2. More Canadian beer
This is not negotiable. If you want people of legal drinking age to show up for a game between Nashville and Phoenix when it's warm enough outside for the golf course to be taking reservations, you can't serve them beer that tastes like it skipped a few steps on that journey from the mountain spring. Put a nice Kokanee tap at the concession stand, and it's going to be a lot easier to settle in for an evening of watching David Legwand battle Ossi Vaananen. While we're at it, let's get some poutine (fries, gravy and cheese), ketchup-flavored chips, "true" Smarties and Tim Horton's donuts down here, eh?
1. More "Hockey Night in Canada"
Come to think of it, we need more than Canadian delicacies.
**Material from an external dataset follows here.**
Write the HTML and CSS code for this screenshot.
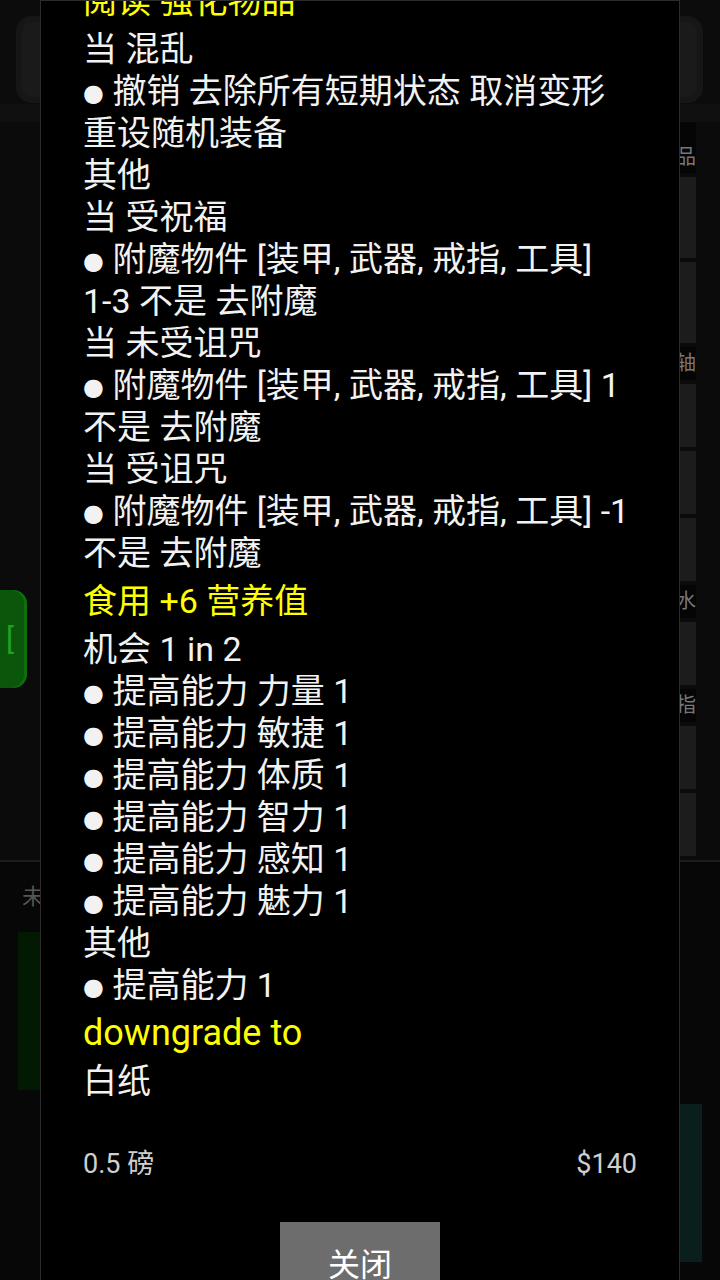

We love the work our ESPN comrades do with NHL games; but no matter how well you paint your ceiling, it's never going to be the Sistine Chapel. And since ESPN doesn't show games on Saturday night, we don't feel traitorous asking for the CBC's "Hockey Night in Canada" broadcasts to be beamed south of the border. Hockey is never going to be a national obsession in the United States, but "Hockey Night in Canada" offers a weekly perspective on what life is like where it is. From the understated graphics to the "Satellite Hot Stove" feature, it's hockey in the game's pure form. And we need more of it.
But you can leave Don Cherry at the border.